What would you do with this room?

tobinharris

New member
Hi folks

I'm a hobbyist considering treating this room for tracking vocals and acoustic guitar at the same time.

I'd like to keep it light if possible as it's also a 2nd spare room. My goals is to record some songs, just for the fun of it, but to a quality that is honest and good.

Don't really know what I'm doing. Have read stuff at GIK Acoustics and other places, pointing to the need for Rockwool wall panels and maybe a bass trap or two.

Here's the room

office.jpg

Ceiling height is fairly standard (2.2m I think).

For mixing I'm happy to use headphones, although do have some monitors.

My current thinking is:

office.jpg

  • Desk middle of wall D with monitors either side on stands.
  • A few 4ft panels on wall D.
  • 4ft panels either side of desk on walls A and C.
  • 3-4 panels along wall C
  • Mic 2/3 along facing treated wall C with Aston Halo

Of just buy a GIK PIB and see if that helps?

What would you do?

Thanks in advance!
 
Tracking and mixing (with monitors) are different things. With a narrow room like that you are best to try to dampen as much of the reflections as you can. Do something with the corners. Your sidewall panels should be at the point of first reflection. Hang the panels on hooks so you can move them, or use them as gobos when tracking.
 
The desk location looks fine though I'd try to make sure the treatment on each side does cover those "first reflection" points, which should be balanced, i.e., in the same locations, even with nearfields monitors. And a couple of overhead "clouds" will make a difference both at the desk and where you record.
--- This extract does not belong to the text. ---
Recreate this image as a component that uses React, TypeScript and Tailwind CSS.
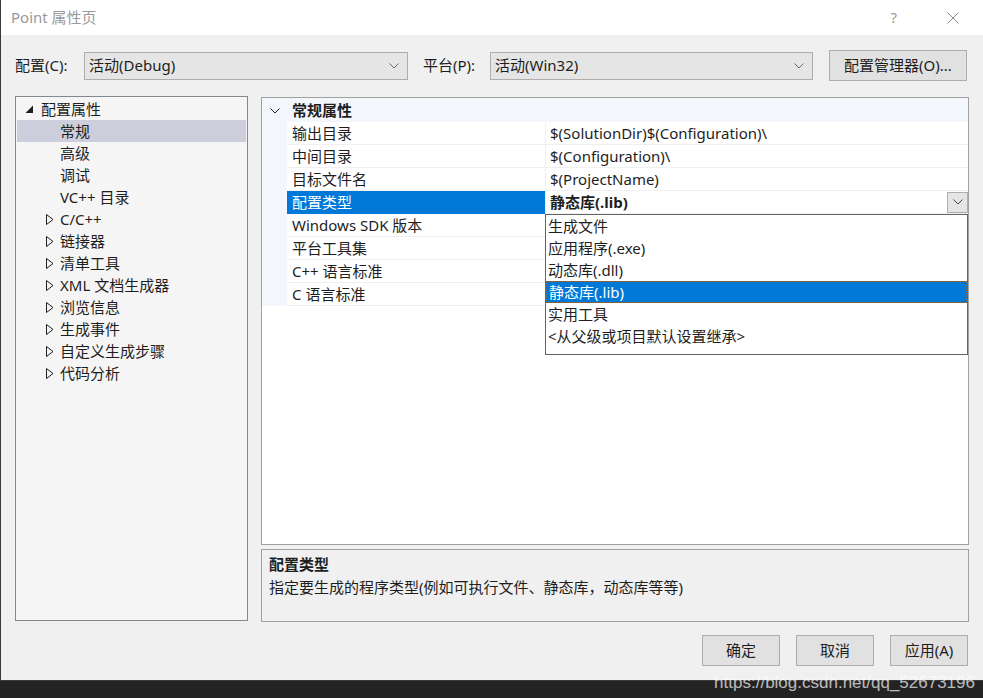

You could probably be closer to wall "b" for recording, assuming that's the direction you'd be facing.

My room is badly shaped (square), but I tend to record at a point so I have good treatment in front of me, to minimize reflections of what is being recorded, but located so the surfaces behind me are as distant as possible, because then whatever does bounce off the wall in front of me, by the time it makes the round trip, has been reduced in volume as much as possible.
 
The desk location looks fine though I'd try to make sure the treatment on each side does cover those "first reflection" points, which should be balanced, i.e., in the same locations, even with nearfields monitors. And a couple of overhead "clouds" will make a difference both at the desk and where you record.

You could probably be closer to wall "b" for recording, assuming that's the direction you'd be facing.

Thanks Keith.

Yes, getting panels in the sweet spot in the mixing space might be tough, need to play with it.

For the mic, would you sing/play facing the wall b) so that the reflections hit the wall b, bounce back to wall d, then finally bounce back to b in a mush smaller way!?
 
Many thanks, appreciated.

Would a couple of 4ft x 2ft 100mm thick rockwool bass trap gobos do the job?

Yes, floor to ceiling if possible.

FOr mic recording, I face )at an angle) towards two walls 3-4 feet in front of me that are covered in 4" traps. - so the sound coming out of me doesn't get bounced around at all, it gets absorbed first pass. Behind me on the walls (and above, and in corners) are more traps of course.
 
Yes, floor to ceiling if possible.

FOr mic recording, I face )at an angle) towards two walls 3-4 feet in front of me that are covered in 4" traps. - so the sound coming out of me doesn't get bounced around at all, it gets absorbed first pass. Behind me on the walls (and above, and in corners) are more traps of course.

Makes sense, thanks for the extra tips.

T
 
...
For the mic, would you sing/play facing the wall b) so that the reflections hit the wall b, bounce back to wall d, then finally bounce back to b in a much smaller way!?
Yes, that's the idea. Of course, you want the wall you're facing to be as non-reflective as possible, but unless it's 100% treated and absorbs 100% of all sound, something is going to be reflected. Assuming you're using a cardioid mic, that [initial reflection] sound will not get picked up, but whatever it bounces off behind you will make it back to the mic. With the "inverse square law" in mind, you want to maximize the distance that sound (i.e., what you don't want to record) has to travel before reaching the mic.

P.S. It might not just be an echo of your voice, but other environmental noise you can reduce by correct mic placement, such as computer noise, or perhaps a window where some outside sound inevitably seeps in. Using the mic's polar pattern, room shape and treatment location can really make a difference in how studio-like you can get your home recordings. (IMO/IME/YMMV/etc.)